Jai explains other features of the city. Despite the apparent homogeneity of the city, there are differences. There is a section primarily Bengali, another section primarily of South Indian Tamils, another section primarily Muslim. In each of these sections, we would hear different languages and dialects.
He also explains why when I look at the other side of the Ganga River from Varanasi, I basically see rural India. “I’ll tell you the religious reason. There is always a religious reason!” Continuing, he says, “The ancient Vastra Shastra principles state that a temple is never to be overshadowed by another building. So, there is nothing upon the other side of the Ganga because the sacred ghats would be made inauspicious.” He smiles when he says: “ Of course, the other bank is so far away that the buildings would have to be huge!” Jai explains the more realistic reason, that area is a floodplain. Buildings would simply wash away during the monsoon rains!
Jeremy has his own perspective on India. When I mention that when I visited in 1990, I, like other Westerners, was aghast at the widespread poverty. “Are there actions to ameliorate those conditions?” I’ll remember the multiple answers he gave to that question.
He starts by stating that there are recent governmental sponsored assistance programs. Strikingly, non-governmental charitable and relief organizations are a relatively recent phenomenon, many formed in the 1960’s and 1970’s. Because of my 1990 visit to the Working Women’s Forum in Madras aligns with that period. He then discusses a traditional Hindu religious perspective. In his view, “Hinduism is a religious system built around merit, a person approaches actions in a utilitarian manner.” Continuing, he claims “What is the benefit for me in doing X or Y? How will I gain merit? How will I gain better karma? How will I gain moksha?” From his perspective, traditional Hinduism offered no deep, abiding motive for compassion. “There is no merit in helping others; there is no justification in helping the needy. At the temples, some food might be offered to the beggars; however, there is a certain acceptance or callousness toward the needy’s plight.” A rather rough treatment of traditional Hinduism.
In Jai’s opinion, 19th century Hindu reformers began to challenge the older dynamics of traditional Hinduism. Jai claimed that “Giving to others did impact my merit, giving to others could improve my karma.” However, Jai’s observation is that there is a real limit to this interchange. There are beggars near many temples. In his opinion, those Hindus who help beggars usually limit their help to those around and near the temple; only a few begin to move toward more systematic changes.
When I ask him why this is the case, Jai shrugs his shoulders and admits that he doesn’t know. “Maybe the traditional notion of darshan. Because Hindus visit a temple to be “seen” by the gods, maybe the gods have to “see” your helpful deed?” A possible explanation? Regardless of the explanation, Hindus help the beggars by giving them gifts; the beggars help the Hindus by giving them the means to gain merit. Whether accurate or not, a tidy explanation.

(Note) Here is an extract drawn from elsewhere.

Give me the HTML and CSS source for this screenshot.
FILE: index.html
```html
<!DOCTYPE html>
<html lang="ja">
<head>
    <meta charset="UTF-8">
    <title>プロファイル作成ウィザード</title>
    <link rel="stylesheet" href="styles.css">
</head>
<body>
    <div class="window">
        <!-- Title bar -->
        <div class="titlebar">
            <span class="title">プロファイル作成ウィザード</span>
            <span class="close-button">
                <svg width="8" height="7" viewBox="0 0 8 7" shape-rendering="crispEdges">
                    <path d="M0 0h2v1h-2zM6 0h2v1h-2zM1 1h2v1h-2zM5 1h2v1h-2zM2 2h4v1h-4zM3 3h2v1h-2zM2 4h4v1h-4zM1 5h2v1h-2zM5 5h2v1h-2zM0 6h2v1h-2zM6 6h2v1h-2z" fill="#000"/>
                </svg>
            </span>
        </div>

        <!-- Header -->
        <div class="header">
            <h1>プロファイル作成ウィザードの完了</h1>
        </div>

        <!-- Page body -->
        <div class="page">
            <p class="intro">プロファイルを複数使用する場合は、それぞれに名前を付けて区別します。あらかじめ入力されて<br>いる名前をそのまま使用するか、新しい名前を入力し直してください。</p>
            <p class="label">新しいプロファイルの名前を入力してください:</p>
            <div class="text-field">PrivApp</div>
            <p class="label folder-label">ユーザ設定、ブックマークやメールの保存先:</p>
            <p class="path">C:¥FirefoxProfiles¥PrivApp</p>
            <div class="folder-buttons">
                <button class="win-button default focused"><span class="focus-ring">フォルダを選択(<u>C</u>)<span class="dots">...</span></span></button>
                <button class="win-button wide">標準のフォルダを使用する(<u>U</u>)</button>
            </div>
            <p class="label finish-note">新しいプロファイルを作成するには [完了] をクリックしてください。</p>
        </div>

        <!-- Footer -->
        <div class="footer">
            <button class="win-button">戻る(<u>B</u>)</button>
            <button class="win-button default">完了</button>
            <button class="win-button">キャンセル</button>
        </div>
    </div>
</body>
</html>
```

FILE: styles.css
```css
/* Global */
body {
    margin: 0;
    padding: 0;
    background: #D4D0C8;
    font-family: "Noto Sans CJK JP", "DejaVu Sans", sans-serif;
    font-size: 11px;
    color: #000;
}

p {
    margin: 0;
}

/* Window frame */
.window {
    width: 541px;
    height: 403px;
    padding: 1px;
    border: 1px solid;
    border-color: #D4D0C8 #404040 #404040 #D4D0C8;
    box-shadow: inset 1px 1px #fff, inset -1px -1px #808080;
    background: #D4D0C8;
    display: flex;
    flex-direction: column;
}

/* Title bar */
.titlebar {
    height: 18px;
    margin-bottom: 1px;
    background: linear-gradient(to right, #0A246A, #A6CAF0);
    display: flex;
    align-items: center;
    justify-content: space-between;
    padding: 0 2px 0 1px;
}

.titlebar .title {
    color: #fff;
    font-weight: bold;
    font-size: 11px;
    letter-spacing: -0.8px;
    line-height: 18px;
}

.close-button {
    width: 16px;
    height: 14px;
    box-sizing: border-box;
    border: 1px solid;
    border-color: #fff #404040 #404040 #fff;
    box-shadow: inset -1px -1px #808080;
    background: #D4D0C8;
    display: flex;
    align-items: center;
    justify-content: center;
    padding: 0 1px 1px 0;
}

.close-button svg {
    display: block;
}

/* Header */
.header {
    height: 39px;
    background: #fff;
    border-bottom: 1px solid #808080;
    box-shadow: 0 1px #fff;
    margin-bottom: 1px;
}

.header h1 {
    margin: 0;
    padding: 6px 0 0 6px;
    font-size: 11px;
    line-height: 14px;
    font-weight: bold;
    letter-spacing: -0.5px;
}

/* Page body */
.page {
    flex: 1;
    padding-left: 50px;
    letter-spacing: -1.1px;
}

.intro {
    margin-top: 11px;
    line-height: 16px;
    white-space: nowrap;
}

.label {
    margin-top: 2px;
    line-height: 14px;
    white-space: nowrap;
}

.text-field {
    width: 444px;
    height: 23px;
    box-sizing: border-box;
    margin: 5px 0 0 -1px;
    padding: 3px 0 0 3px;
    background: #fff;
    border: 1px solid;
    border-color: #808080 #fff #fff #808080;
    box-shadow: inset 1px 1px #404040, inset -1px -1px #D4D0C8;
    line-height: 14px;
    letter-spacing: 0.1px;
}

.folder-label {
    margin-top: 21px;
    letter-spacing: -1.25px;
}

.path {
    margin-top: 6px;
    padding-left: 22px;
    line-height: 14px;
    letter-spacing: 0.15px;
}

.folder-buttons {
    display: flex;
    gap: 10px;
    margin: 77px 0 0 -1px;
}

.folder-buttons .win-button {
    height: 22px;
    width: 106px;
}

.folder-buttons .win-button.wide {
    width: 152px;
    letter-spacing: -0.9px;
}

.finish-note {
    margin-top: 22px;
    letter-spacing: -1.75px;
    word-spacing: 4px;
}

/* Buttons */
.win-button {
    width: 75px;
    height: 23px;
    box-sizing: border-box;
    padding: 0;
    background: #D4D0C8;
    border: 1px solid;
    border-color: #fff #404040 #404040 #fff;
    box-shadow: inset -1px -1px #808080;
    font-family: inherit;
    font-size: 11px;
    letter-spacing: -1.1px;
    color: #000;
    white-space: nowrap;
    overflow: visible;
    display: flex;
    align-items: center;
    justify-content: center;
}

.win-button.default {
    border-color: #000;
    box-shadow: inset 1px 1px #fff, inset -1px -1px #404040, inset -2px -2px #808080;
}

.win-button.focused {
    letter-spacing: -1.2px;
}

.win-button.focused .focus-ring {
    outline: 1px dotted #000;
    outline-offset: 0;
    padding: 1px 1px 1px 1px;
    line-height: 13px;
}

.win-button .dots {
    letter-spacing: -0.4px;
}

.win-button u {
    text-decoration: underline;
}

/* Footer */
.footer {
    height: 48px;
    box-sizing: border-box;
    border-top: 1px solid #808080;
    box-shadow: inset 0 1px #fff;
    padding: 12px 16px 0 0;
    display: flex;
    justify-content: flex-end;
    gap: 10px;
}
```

As we pass and enter temples, Jai explains some of the hidden dynamics of the temples and ghats. Apparently, the control of temples are often by hereditary Brahmin families. A similar situation pertains to the traditional ghats along the Ganga River. These families’ priests and the ghat priests act as “religious brokers.” They are the intermediary between the pilgrim interacting with the god. The priests know the right words, the right chants, the right-hand gestures, the right incense to burn. They perform the necessary religious rituals to assure an interchange between the pilgrim and the god. They exist in a position of power and influence! Another interesting explanation.

I ask him “What goes on then among the families and priests?” Jai responds, “It can be very rough and tumble! Very crass at times!” Since the exchange between pilgrim and priests always involves money, one priest may get a higher percentage of money, of the temple profits, than other priests. Or, a son of the primary Brahmin family, gets more than a nephew. Younger priests will try to retire, in effect remove, an elderly priest because the younger priests are envious of the older priest’s income.

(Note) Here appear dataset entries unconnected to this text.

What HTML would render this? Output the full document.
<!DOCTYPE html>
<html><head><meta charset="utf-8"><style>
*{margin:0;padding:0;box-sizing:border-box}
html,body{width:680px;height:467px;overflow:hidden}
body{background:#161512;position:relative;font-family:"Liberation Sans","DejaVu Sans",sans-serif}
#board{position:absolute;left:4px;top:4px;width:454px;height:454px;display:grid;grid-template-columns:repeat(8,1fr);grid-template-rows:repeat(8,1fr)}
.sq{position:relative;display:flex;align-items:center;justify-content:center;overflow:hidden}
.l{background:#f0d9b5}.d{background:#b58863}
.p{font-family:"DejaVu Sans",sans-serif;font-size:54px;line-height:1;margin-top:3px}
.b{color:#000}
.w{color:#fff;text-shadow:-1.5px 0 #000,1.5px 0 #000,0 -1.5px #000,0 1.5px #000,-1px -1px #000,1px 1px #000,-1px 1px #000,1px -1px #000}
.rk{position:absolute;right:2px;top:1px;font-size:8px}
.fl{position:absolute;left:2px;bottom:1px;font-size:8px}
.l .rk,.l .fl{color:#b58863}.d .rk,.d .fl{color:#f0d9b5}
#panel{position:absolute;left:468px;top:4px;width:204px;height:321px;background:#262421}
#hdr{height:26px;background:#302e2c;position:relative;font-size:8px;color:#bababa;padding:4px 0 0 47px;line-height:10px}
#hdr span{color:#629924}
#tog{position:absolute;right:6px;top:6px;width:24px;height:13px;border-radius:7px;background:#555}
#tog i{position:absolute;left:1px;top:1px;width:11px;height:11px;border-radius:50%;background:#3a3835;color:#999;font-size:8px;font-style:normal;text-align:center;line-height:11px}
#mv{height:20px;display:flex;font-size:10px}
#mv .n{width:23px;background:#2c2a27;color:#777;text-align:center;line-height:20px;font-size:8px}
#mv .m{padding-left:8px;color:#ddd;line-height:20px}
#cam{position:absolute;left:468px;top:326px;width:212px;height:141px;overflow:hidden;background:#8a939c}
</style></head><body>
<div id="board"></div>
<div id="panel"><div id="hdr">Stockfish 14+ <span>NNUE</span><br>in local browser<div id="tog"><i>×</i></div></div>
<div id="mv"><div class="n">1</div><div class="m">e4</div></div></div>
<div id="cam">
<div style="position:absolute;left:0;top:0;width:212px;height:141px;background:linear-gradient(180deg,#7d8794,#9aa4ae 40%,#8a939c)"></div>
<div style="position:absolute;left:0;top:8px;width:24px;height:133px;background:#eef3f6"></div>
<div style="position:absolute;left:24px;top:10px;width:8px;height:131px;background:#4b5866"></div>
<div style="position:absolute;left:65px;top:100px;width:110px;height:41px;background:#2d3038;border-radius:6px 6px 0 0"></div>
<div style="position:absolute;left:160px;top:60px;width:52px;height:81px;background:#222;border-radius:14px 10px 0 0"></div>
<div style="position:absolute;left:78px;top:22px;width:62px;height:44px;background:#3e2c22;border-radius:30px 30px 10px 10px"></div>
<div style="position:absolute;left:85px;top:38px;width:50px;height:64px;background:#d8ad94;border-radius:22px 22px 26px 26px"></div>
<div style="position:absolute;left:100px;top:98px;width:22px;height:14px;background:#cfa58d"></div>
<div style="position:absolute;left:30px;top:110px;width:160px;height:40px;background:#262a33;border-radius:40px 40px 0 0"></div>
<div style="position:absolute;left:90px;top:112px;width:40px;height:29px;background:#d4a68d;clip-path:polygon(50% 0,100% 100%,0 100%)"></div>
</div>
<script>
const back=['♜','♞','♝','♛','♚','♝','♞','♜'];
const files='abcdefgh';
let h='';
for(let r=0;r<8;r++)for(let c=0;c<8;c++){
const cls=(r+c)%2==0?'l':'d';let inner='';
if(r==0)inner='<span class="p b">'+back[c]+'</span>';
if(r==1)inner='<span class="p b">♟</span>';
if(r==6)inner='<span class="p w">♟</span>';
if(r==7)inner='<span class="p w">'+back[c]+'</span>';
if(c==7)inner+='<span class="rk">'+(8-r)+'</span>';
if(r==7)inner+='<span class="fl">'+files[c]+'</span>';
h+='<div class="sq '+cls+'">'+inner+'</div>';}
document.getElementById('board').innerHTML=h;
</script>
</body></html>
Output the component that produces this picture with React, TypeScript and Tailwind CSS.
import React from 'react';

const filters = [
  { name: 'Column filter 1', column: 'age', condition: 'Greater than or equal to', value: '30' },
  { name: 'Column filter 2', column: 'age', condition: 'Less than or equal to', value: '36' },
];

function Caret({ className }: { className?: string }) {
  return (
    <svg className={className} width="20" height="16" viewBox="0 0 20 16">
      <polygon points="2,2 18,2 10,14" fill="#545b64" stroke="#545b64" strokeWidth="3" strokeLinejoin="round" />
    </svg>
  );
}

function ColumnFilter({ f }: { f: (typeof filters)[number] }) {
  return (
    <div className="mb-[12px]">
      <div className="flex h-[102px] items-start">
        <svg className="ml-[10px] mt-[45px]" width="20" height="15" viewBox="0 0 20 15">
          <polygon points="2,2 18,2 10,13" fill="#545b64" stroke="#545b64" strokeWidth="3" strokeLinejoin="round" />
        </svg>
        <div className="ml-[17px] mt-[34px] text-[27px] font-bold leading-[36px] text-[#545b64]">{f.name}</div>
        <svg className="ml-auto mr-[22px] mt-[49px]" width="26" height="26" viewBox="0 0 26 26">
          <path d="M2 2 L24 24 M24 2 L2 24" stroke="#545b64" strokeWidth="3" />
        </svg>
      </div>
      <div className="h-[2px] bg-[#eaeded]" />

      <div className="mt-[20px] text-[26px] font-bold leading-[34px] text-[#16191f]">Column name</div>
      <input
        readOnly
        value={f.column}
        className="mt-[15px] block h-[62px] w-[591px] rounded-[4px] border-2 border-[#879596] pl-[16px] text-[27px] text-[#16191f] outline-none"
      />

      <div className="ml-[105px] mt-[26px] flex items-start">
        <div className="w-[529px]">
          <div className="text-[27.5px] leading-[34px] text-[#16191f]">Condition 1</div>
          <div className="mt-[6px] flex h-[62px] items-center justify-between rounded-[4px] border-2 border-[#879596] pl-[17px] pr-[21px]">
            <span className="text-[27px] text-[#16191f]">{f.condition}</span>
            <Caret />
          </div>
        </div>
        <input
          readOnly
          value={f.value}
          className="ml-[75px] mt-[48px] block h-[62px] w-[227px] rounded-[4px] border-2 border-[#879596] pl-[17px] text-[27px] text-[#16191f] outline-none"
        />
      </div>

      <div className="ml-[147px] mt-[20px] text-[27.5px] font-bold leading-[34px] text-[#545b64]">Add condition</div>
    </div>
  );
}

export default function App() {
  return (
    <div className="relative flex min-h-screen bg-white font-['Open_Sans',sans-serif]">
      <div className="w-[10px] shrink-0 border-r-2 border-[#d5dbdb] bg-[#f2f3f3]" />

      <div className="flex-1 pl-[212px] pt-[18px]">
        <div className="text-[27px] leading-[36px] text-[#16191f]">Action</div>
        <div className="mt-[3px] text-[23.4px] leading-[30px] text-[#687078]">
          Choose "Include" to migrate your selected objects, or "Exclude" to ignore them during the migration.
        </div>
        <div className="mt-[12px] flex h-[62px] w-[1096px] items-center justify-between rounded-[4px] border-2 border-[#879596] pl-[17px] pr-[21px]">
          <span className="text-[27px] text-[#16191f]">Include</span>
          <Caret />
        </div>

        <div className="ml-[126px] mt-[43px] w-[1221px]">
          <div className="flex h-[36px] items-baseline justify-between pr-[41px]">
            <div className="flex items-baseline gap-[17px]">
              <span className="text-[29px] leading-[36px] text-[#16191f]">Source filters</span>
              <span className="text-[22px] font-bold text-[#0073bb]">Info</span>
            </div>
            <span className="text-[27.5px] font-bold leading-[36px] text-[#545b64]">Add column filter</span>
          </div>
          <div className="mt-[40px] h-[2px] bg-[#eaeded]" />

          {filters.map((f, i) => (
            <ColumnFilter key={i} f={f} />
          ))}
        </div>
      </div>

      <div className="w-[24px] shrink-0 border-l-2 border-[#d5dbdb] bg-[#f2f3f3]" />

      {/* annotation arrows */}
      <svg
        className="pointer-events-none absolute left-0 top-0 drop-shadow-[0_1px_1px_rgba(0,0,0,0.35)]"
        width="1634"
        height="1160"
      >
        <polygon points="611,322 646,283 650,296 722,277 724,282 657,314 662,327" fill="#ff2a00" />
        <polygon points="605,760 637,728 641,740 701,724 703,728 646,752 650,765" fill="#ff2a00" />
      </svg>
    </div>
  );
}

During the tours, we stop and have chai several times. He greets friends; friends shout a greeting to him. After giving to one beggar, a woman holding her child, he says “I have to give to her. She has never asked for anything from me.”
There is much to the Varanasi ghats; there is much that a westerner doesn’t see or understand. Jai helps to describe some of that Varanasi life; he even offers his own explanation of some of that life. His last piece of advice at the end of one tour: “Varanasi is ever changing. You can see the changes simply by going out at different hours of the day!” I may not understand the changes, but I can, at least, see them!